O Projeto prevê que, para os casos com resultados de sorologia positivos para a doença de Chagas, o município deverá realizar a notificação no Sistema de Agravos de Notificação (Sinan). Em seguida, caso seja recomendado, o município deverá ofertar ao paciente o tratamento antiparasitário, além de acompanhamento médico.

O Projeto

Desde 2013 o Centro São Paulo–Minas Gerais para Tratamento da Doença de Chagas realiza pesquisas envolvendo doenças negligenciadas. O Centro é composto por um grupo de cientistas colaboradores de quatro instituições de ensino: Universidade Estadual de Montes Claros – (Unimontes); UFMG; Universidade Federal de São João Del Rey e a Universidade de São Paulo – (USP). Os trabalhos são financiados pelo National Institute of Health, um conglomerado de centros de pesquisa que formam a agência governamental de pesquisa biomédica do Departamento de Saúde e Serviços Humanos dos Estados Unidos. Está sediado em Bethesda, Maryland, e constitui o maior centro de pesquisa biomédica do mundo.

O SaMI-Trop já publicou mais de 30 artigos científicos. Dentre as temáticas há fatores associados ao tratamento antiparasitário; a qualidade de vida; ao prognóstico e a sobrevida; criação de escore de risco para prever mortalidade; identificação de novos biomarcadores; associação entre alterações cardíacas e biomarcadores, além dos desafios para a assistência à doença de Chagas nos serviços de atenção primária à saúde.

Atualmente os pesquisadores pretendem aplicar os conhecimentos na identificação de metodologias e ferramentas que permitam aumentar o número de pacientes diagnosticados e a oferta de tratamento. Além disso, serão identificadas estratégias que possibilitem melhorar o acompanhamento dos pacientes e auxiliar na avaliação de novos candidatos a tratamento.

A doença

Renata Fiúza lembra que, assim como outros agravos negligenciados, a doença de Chagas está associada à pobreza. A doença é transmitida por diferentes vias, sendo a vetorial que envolve espécies de triatomíneos, insetos chamados popularmente de barbeiros. Estima-se que, no mundo, entre 6 e 8 milhões de pessoas têm a doença e mais de 75 milhões moram em áreas de risco de contágio.

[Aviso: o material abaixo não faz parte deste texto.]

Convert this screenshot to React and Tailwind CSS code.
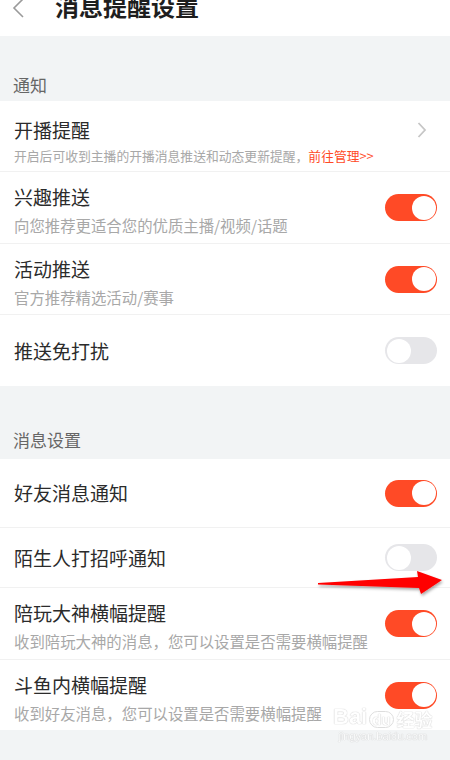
import React from 'react';

const Toggle = ({ on }) => (
    <div className={`w-[52px] h-[27px] rounded-full p-[1.5px] flex shrink-0 ${on ? 'bg-[#ff4a26] justify-end' : 'bg-[#e6e6e9] justify-start'}`}>
        <div className="w-6 h-6 rounded-full bg-white" />
    </div>
);

const Row = ({ title, sub, on, h, pt = 'pt-3', last }) => (
    <div className={`${h} flex px-[14px] pr-[13px] ${last ? '' : 'border-b border-[#f1f1f1]'} ${sub ? 'items-start' : 'items-center'}`}>
        <div className={`flex-1 flex flex-col gap-[5px] ${sub ? pt : ''}`}>
            <div className="text-[19px] leading-[26px] text-[#2b2b2b]">{title}</div>
            {sub && <div className="text-[15.4px] leading-[20px] text-[#a8a8a8]">{sub}</div>}
        </div>
        <div className="self-center">
            <Toggle on={on} />
        </div>
    </div>
);

export default function App() {
    return (
        <div className="relative w-[450px] h-[760px] overflow-hidden bg-[#f2f4f5] font-['Noto_Sans_CJK_SC',sans-serif]">
            {/* header */}
            <div className="h-9 bg-white flex items-start">
                <svg width="14" height="20" viewBox="0 0 14 20" className="ml-[11px] mt-[-2px]">
                    <polyline points="12,1 3,10 12,19" fill="none" stroke="#9a9a9a" strokeWidth="1.6" />
                </svg>
                <div className="ml-[30px] mt-[-6px] text-[24px] leading-[24px] font-bold text-[#1e1e1e]">消息提醒设置</div>
            </div>

            <div className="h-[65px] flex items-end px-[13px] pb-[4px] text-[17px] leading-[24px] text-[#666]">通知</div>

            <div className="bg-white">
                <div className="h-[71px] flex items-start px-[14px] pr-[13px] border-b border-[#f1f1f1]">
                    <div className="flex-1 flex flex-col gap-[4px] pt-[16px]">
                        <div className="text-[19px] leading-[26px] text-[#2b2b2b]">开播提醒</div>
                        <div className="text-[12.8px] leading-[18px] text-[#a8a8a8]">
                            开启后可收到主播的开播消息推送和动态更新提醒，<span className="text-[#ff4a26]">前往管理&gt;&gt;</span>
                        </div>
                    </div>
                    <svg width="10" height="16" viewBox="0 0 10 16" className="self-center mr-[10px] mt-[-12px]">
                        <polyline points="1.5,1 8,8 1.5,15" fill="none" stroke="#c6c6c6" strokeWidth="1.8" />
                    </svg>
                </div>
                <Row h="h-[72px]" title="兴趣推送" sub="向您推荐更适合您的优质主播/视频/话题" on />
                <Row h="h-[71px]" title="活动推送" sub="官方推荐精选活动/赛事" on />
                <Row h="h-[71px]" title="推送免打扰" on={false} last />
            </div>

            <div className="h-[73px] flex items-end px-[13px] pb-[7px] text-[17px] leading-[24px] text-[#666]">消息设置</div>

            <div className="bg-white">
                <Row h="h-[69px]" title="好友消息通知" on />
                <Row h="h-[60px]" title="陌生人打招呼通知" on={false} />
                <Row h="h-[72px]" title="陪玩大神横幅提醒" sub="收到陪玩大神的消息，您可以设置是否需要横幅提醒" on />
                <Row h="h-[70px]" title="斗鱼内横幅提醒" sub="收到好友消息，您可以设置是否需要横幅提醒" on last />
            </div>

            {/* annotation arrow */}
            <svg className="absolute left-0 top-0 pointer-events-none" width="450" height="760">
                <defs>
                    <filter id="sh" x="-20%" y="-50%" width="140%" height="200%">
                        <feDropShadow dx="1" dy="2" stdDeviation="1.5" floodColor="#000" floodOpacity="0.35" />
                    </filter>
                </defs>
                <polygon points="318,583 418,577 417,571 442,580 421,594 419,588 318,584.5" fill="#ff0000" filter="url(#sh)" />
            </svg>

            {/* watermark */}
            <div className="absolute left-[333px] top-[706px] flex flex-col items-center pointer-events-none select-none opacity-70">
                <div className="flex items-end leading-none text-white font-['Liberation_Sans',sans-serif] font-bold [text-shadow:0_0_1px_#b8b8b8,0_0_1px_#b8b8b8]">
                    <span className="text-[22px]">Bai</span>
                    <span className="text-[15px] ml-[2px] px-[2px] rounded-full border border-[#d0d0d0]">du</span>
                    <span className="text-[18px] ml-[3px] font-['Noto_Sans_CJK_SC',sans-serif]">经验</span>
                </div>
                <div className="text-[11px] leading-[16px] text-white font-['Liberation_Sans',sans-serif] [text-shadow:0_0_1px_#b8b8b8,0_0_1px_#b8b8b8]">jingyan.baidu.com</div>
            </div>
        </div>
    );
}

A Fundação Oswaldo Cruz (Fiocruz) aponta que são inúmeras as barreiras existentes para o acesso da população a diagnósticos e tratamento da doença de Chagas, a maior delas, a educação. Apenas 1% ou menos, daqueles que poderiam se beneficiar obtendo a cura da doença ou a prevenção para formas sintomáticas crônicas, tem real acesso ao tratamento. Em geral, os diagnósticos ocorrem na fase tardia, quando já há comprometimento crônico e complicações, com grave prejuízo às pessoas, suas famílias e comunidades, além de elevado custo ao sistema de saúde.

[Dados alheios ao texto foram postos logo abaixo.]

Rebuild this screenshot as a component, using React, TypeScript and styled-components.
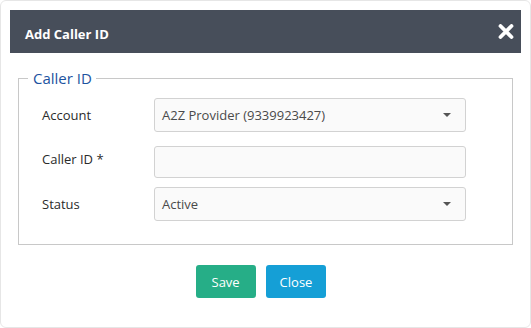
import React from 'react';
import styled, { createGlobalStyle } from 'styled-components';

const GlobalStyle = createGlobalStyle`
  html, body {
    margin: 0;
    padding: 0;
    background: #fff;
  }
  body {
    font-family: "Open Sans", "Liberation Sans", sans-serif;
    font-size: 13px;
    color: #333;
  }
`;

const Modal = styled.div`
  box-sizing: border-box;
  width: 531px;
  height: 328px;
  padding: 10px 10px 0 10px;
  background: #fff;
  border: 1px solid #e6e6e6;
  border-radius: 6px;
  display: flex;
  flex-direction: column;
`;

const Header = styled.div`
  box-sizing: border-box;
  height: 43px;
  margin: -1px -1px 0 -1px;
  padding: 4px 7px 0 15px;
  background: #474e5a;
  display: flex;
  align-items: center;
  justify-content: space-between;
`;

const Title = styled.h4`
  margin: 0;
  font-size: 13px;
  font-weight: 700;
  color: #fff;
`;

const CloseIcon = styled.button`
  border: 0;
  background: none;
  padding: 0;
  margin-top: -4px;
  display: flex;
  cursor: pointer;
`;

const Body = styled.div`
  padding: 15px 7px 0 7px;
`;

const Fieldset = styled.fieldset`
  margin: 0;
  padding: 10px 46px 23px 23px;
  border: 1px solid #c8c8c8;
  min-width: 0;
`;

const Legend = styled.legend`
  margin-left: -14px;
  padding: 0 4px 0 5px;
  font-size: 15px;
  line-height: 20px;
  color: #1d53a0;
`;

const Row = styled.div<{ $gap: number }>`
  display: grid;
  grid-template-columns: 112px 1fr;
  align-items: center;
  margin-bottom: ${p => p.$gap}px;
`;

const Label = styled.label<{ $up?: number }>`
  font-size: 13px;
  color: #2b2b2b;
  position: relative;
  top: ${p => -(p.$up || 0)}px;
`;

const Control = styled.div<{ $h: number }>`
  box-sizing: border-box;
  height: ${p => p.$h}px;
  border: 1px solid #d2d2d2;
  border-radius: 3px;
  background: #fafafa;
  padding: 0 14px 0 7px;
  display: flex;
  align-items: center;
  justify-content: space-between;
  color: #4a4a4a;
  font-size: 13px;
`;

const Caret = styled.span`
  width: 0;
  height: 0;
  border-left: 4px solid transparent;
  border-right: 4px solid transparent;
  border-top: 4px solid #555;
`;

const Footer = styled.div`
  display: flex;
  justify-content: center;
  gap: 10px;
  padding: 20px 9px 0 0;
`;

const Button = styled.button<{ $color: string }>`
  min-width: 60px;
  height: 33px;
  padding: 0 14px;
  border: 0;
  border-radius: 3px;
  background: ${p => p.$color};
  color: #fff;
  font-family: "Open Sans", "Liberation Sans", sans-serif;
  font-size: 13px;
  cursor: pointer;
`;

function App() {
  return (
    <>
      <GlobalStyle />
      <Modal>
        <Header>
          <Title>Add Caller ID</Title>
          <CloseIcon aria-label="close">
            <svg width="16" height="15" viewBox="0 0 16 15">
              <path d="M2.5 2 L13.5 13 M13.5 2 L2.5 13" stroke="#fff" strokeWidth="3.8" strokeLinecap="round" />
            </svg>
          </CloseIcon>
        </Header>
        <Body>
          <Fieldset>
            <Legend>Caller ID</Legend>
            <Row $gap={14}>
              <Label>Account</Label>
              <Control $h={34}>
                <span>A2Z Provider (9339923427)</span>
                <Caret />
              </Control>
            </Row>
            <Row $gap={9}>
              <Label $up={3}>Caller ID *</Label>
              <Control $h={32} />
            </Row>
            <Row $gap={0}>
              <Label>Status</Label>
              <Control $h={34}>
                <span>Active</span>
                <Caret />
              </Control>
            </Row>
          </Fieldset>
        </Body>
        <Footer>
          <Button $color="#26ae87">Save</Button>
          <Button $color="#159fd6">Close</Button>
        </Footer>
      </Modal>
    </>
  );
}

export default App;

Em virtude dessa situação epidemiológica a Portaria 1.061, publicada dia 18 de maio de 2020 pelo Ministério da Saúde, determina que os serviços de saúde além de oferecer diagnóstico e tratamento também deverão fazer a notificação compulsória da doença de Chagas. Com isso, será possível criar um banco de dados e ter indicadores que permitam fazer análises epidemiológicas mais precisas para fortalecer a política de controle da doença no país.